On Scottish Executive ministers giving evidence to the Scottish Affairs Select Committee, I am aware only that the Minister for Communities has done so. I accept the point that we were seeking to establish that there should be a two-way process as and when appropriate and not, by any means, during every inquiry by every committee. That is our recommendation, provided it is handled sensitively.
The Secretary of State for Scotland's letter says:
Is it possible to define exceptional circumstances? By definition they are not capable of being defined.
In which case, do we accept the letter as evidence that the secretary of state will never come before the committee? We have agreed that he is leaving himself open to that argument.
I am sure that other conveners would agree that when a committee felt that it was appropriate to invite a minister, that would be the same as saying, "These are exceptional circumstances." It might be that the conveners liaison group—which is about to become a fully fledged committee—could be the conduit for such requests, as it is for travel, research assistance and so on.
I accept that.
It could be that the conveners liaison committee would decide whether a situation represents exceptional circumstances. It might, on occasion, decide that it does not. That is a possible route. The suggestion was off the top of my head, but it might be a means of getting out of this.
Are you offering to do that, Convener?
I am more than happy to take the suggestion to the conveners liaison group, if that might be a way out of this. The Finance Committee and the European Committee are in this situation now, but it could happen to any other committee.
The general tenor of the letter confuses two issues. The issue of accountability is not in dispute. The secretary of state is clearly accountable to the UK Parliament and not to the Scottish Parliament, but the idea that he should be assisting the Scottish Parliament in its relationship with the Westminster Parliament is one which, by his actions, he seems to refute. We should continue to press the matter and we should not stand down on this issue.
Given that the letter was from the secretary of state to the Minister for Parliament, does the committee agree that I should have a discussion with the Minister for Parliament? I have no record that there has been any response from him on his view of how the position might be clarified.
That would be helpful. We should make it clear that there is a difference between accountability and assisting this Parliament in its functions. There is no question of the UK minister being held accountable; we should make that clear.
I agree with Dr Simpson.
I should clarify that I am going to have a meeting with the Presiding Officer at which I will be briefed on his discussions with the Secretary of State for Scotland. I hope that that meeting will take place this afternoon—I will raise that point with him.

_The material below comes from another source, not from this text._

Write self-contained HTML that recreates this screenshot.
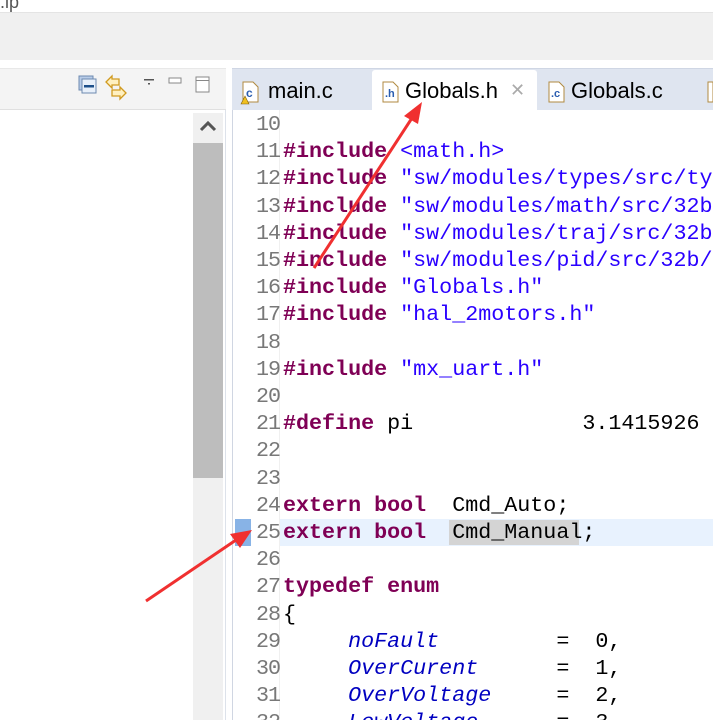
<!DOCTYPE html>
<html><head><meta charset="utf-8"><style>
*{margin:0;padding:0;box-sizing:border-box}
body{width:713px;height:720px;overflow:hidden;background:#fff;position:relative;font-family:"Liberation Sans",sans-serif}
.abs{position:absolute}
.code{font-family:"Liberation Mono",monospace;font-size:21.7px;white-space:pre;line-height:27.2px}
.ln{position:absolute;left:250px;width:30px;text-align:right;color:#787878;font-family:"Liberation Mono",monospace;font-size:21.7px;line-height:27.2px;letter-spacing:-1px}
.k{color:#7f0055;font-weight:bold}
.s{color:#2a00ff}
.e{color:#0000c0;font-style:italic}
.tab{position:absolute;top:78px;font-size:22px;color:#000}
</style></head><body>
<div class="abs" style="left:0;top:-8px;font-size:18px;color:#555">.ip</div>
<div class="abs" style="left:0;top:12px;width:713px;height:48px;background:#f0f0f0;border-top:1px solid #e4e4e4"></div>
<div class="abs" style="left:0;top:68px;width:226px;height:652px;background:#fff;border-right:1px solid #dde2ea"></div>
<div class="abs" style="left:0;top:68px;width:226px;height:42px;background:#f4f4f4;border-bottom:1px solid #e0e0e0;border-top:1px solid #e8e8e8"></div>
<svg class="abs" style="left:76px;top:74px" width="140" height="30">
<rect x="3" y="2" width="14" height="14" fill="#b8cce8" stroke="#6e8ab0"/><rect x="6" y="5" width="14" height="14" fill="#e8f0fa" stroke="#6e8ab0"/><rect x="8" y="11" width="10" height="2.5" fill="#1d4f8a"/>
<path d="M30 8 L36 2 V5 H43 V11 H36 V14 Z" fill="#fff0c0" stroke="#d09a20" stroke-width="1.3"/>
<path d="M50 19 L44 13 V16 H36 V22 H44 V25 Z" fill="#fff0c0" stroke="#d09a20" stroke-width="1.3"/>
<rect x="68" y="5" width="10" height="1.5" fill="#555"/><rect x="72" y="9" width="2" height="1.5" fill="#555"/>
<rect x="93" y="4" width="12" height="5" fill="#fff" stroke="#888"/>
<rect x="120" y="3" width="13" height="15" fill="#fff" stroke="#888"/><line x1="120" y1="6.5" x2="133" y2="6.5" stroke="#888"/>
</svg>
<div class="abs" style="left:193px;top:113px;width:30px;height:607px;background:#f0f0f0"></div>
<div class="abs" style="left:193px;top:143px;width:30px;height:335px;background:#bdbdbd"></div>
<svg class="abs" style="left:199px;top:119px" width="18" height="14"><path d="M2 11 L9 4 L16 11" fill="none" stroke="#555" stroke-width="3"/></svg>
<div class="abs" style="left:232px;top:68px;width:481px;height:42px;background:#dfe5f0;border-top:1px solid #cfd6e4"></div>
<div class="abs" style="left:372px;top:70px;width:165px;height:40px;background:#fff;border-radius:3px 3px 0 0"></div>
<div class="abs" style="left:232px;top:110px;width:481px;height:610px;background:#fff;border-left:1px solid #d0d6e2"></div>
<div class="abs" style="left:279px;top:110px;width:1px;height:610px;background:#f0f0f0"></div>
<svg class="abs" style="left:240px;top:80px" width="22" height="26"><path d="M3 2 H13 L18 7 V22 H3 Z" fill="#fff" stroke="#b08a40"/><text x="6" y="17" font-size="12" fill="#2a5db0" font-family="Liberation Sans" font-weight="bold">c</text><path d="M1 24 L5 16 L9 24 Z" fill="#f0c020" stroke="#806010" stroke-width=".6"/></svg>
<div class="tab" style="left:268px">main.c</div>
<svg class="abs" style="left:380px;top:80px" width="22" height="26"><path d="M3 2 H13 L18 7 V22 H3 Z" fill="#fff" stroke="#b08a40"/><text x="5" y="17" font-size="11" fill="#2a5db0" font-family="Liberation Sans" font-weight="bold">.h</text></svg>
<div class="tab" style="left:405px">Globals.h</div>
<div class="abs" style="left:510px;top:80px;font-size:18px;color:#aaa">✕</div>
<svg class="abs" style="left:546px;top:80px" width="22" height="26"><path d="M3 2 H13 L18 7 V22 H3 Z" fill="#fff" stroke="#b08a40"/><text x="5" y="17" font-size="11" fill="#2a5db0" font-family="Liberation Sans" font-weight="bold">.c</text></svg>
<div class="tab" style="left:571px">Globals.c</div>
<svg class="abs" style="left:705px;top:80px" width="8" height="26"><path d="M3 2 H8 V22 H3 Z" fill="#fff" stroke="#b08a40"/></svg>
<div class="abs" style="left:280px;top:519px;width:433px;height:27px;background:#e8f2fe"></div>
<div class="abs" style="left:449px;top:520px;width:130px;height:25px;background:#d4d4d4"></div>
<div class="abs" style="left:235px;top:519px;width:16px;height:27px;background:#6aa0e0;opacity:.8"></div>
<div class="code abs" style="left:283px;top:111px;width:430px;height:609px;overflow:hidden"><span> </span>
<span class="k">#include</span> <span class="s">&lt;math.h&gt;</span>
<span class="k">#include</span> <span class="s">"sw/modules/types/src/types.h"</span>
<span class="k">#include</span> <span class="s">"sw/modules/math/src/32b/math.h"</span>
<span class="k">#include</span> <span class="s">"sw/modules/traj/src/32b/traj.h"</span>
<span class="k">#include</span> <span class="s">"sw/modules/pid/src/32b/pid.h"</span>
<span class="k">#include</span> <span class="s">"Globals.h"</span>
<span class="k">#include</span> <span class="s">"hal_2motors.h"</span>

<span class="k">#include</span> <span class="s">"mx_uart.h"</span>

<span class="k">#define</span> pi             3.1415926


<span class="k">extern</span> <span class="k">bool</span>  Cmd_Auto;
<span class="k">extern</span> <span class="k">bool</span>  Cmd_Manual;

<span class="k">typedef</span> <span class="k">enum</span>
{
     <span class="e">noFault</span>         =  0,
     <span class="e">OverCurent</span>      =  1,
     <span class="e">OverVoltage</span>     =  2,
     <span class="e">LowVoltage</span>      =  3,</div>
<div class="ln" style="top:111px;height:609px;overflow:hidden">10<br>11<br>12<br>13<br>14<br>15<br>16<br>17<br>18<br>19<br>20<br>21<br>22<br>23<br>24<br>25<br>26<br>27<br>28<br>29<br>30<br>31<br>32</div>
<svg class="abs" style="left:0;top:0" width="713" height="720">
<line x1="314" y1="268" x2="412" y2="118" stroke="#f03030" stroke-width="3"/>
<path d="M422 102 L404 116 L418 124 Z" fill="#f03030"/>
<line x1="146" y1="601" x2="236" y2="540" stroke="#f03030" stroke-width="3"/>
<path d="M252 530 L230 534 L240 548 Z" fill="#f03030"/>
</svg>
</body></html>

Richard Simpson is right about the difference between accountability and the Parliaments assisting each other. The presumption should be that the Parliaments will assist each other beneficially and positively.
That is my understanding. The European Committee has had written evidence as well and its report is near to completion.
We have seen the expansion and extension of the work of the joint ministerial committees of the Executive and UK Government ministers. That is not at party level, but at ministerial level. It is a means of co-operation, of assisting each other and of knowing what is going on in both Parliaments. As that is happening at Executive level, I do not see why ministers cannot give the same assistance at parliamentary level. That assistance is important in the early years of Parliament and I hope that ministers would be willing to provide it. Members would not abuse it. As Andrew Wilson said, that assistance is required on issues where there is an element of shared responsibility.
In your discussion with David Davidson, you said that you were going to take an issue to the conveners liaison group. Can you clarify what that is?
It was a suggestion off the top of my head. The conveners liaison group receives requests from committees to travel and for funding for that and for research assistance, such as special advisers and so on. It is already a conduit for such requests and I thought that it might do the same in relation to committees that want to invite a UK Government minister to give evidence. It would, in effect, act as a sieve; a committee would have to establish for the conveners liaison group that a matter was exceptional and that it was necessary for a minister to be there. That is an idea that I have had; I will have to discuss it with other conveners. We meet next week and I will seek to have that matter put on the agenda.
The other issue is on the point that Dr Simpson made. John Reid, the secretary of state, says explicitly that he is not ruling out ministers or even himself coming to give evidence. The guidance that exists, which he quotes in the letter, does not include a way of resolving the matter when his interpretation of the facts relating to why he should come is different from ours. Perhaps we could clarify that. If ministers are invited to appear and do not wish to do so, they should have to state their reasons explicitly. I do not think that there should be any force involved as this is about partnership working, but reasons should be given why ministers do not want to appear in a specific case and why it is more appropriate for written evidence to be given or for civil servants to give evidence in their stead.
That was part of our concern. We had Treasury officials at a previous inquiry, so there is no presumption that they will not appear. It seems odd that we could not at least hear from civil servants on this occasion, so I take your point.
It is equally incumbent on us to demonstrate that we do not want a minister to appear merely because we would like to have them at a meeting. We must be clear about why we have asked them and we must be precise about the terms on which we are asking them to attend. If one wishes to use the current situation as an example, the reason why we want the minister to appear is on the bottom of page 2 of the note by the Scotland Office. It is that the legal requirement with respect to expenditure plans
I accept what Dr Simpson said. The conveners liaison group is the correct vehicle for the committee structure of the Parliament to deal with such issues. It might be that other committee conveners hold a view on behalf of their committees. The conveners liaison group would be a good forum at which to discuss the problem. I am not suggesting that you, convener, go to the meeting with a letter of complaint. I want you to raise this issue so that we can get it aired and come to a reasonable, balanced view across the parliamentary committee system about how to deal with the problem. As has been said rightly by other committee members, the matter will not arise on every issue—it might be more useful to the committee on occasion to have a civil servant come and talk to us about the background to an issue.
I will take the principle, not this specific case, to the conveners liaison group. If members agree, I will do that and in the interim speak to the Minister for Parliament and the Presiding Officer. I will be in a position to report back to the committee in two weeks.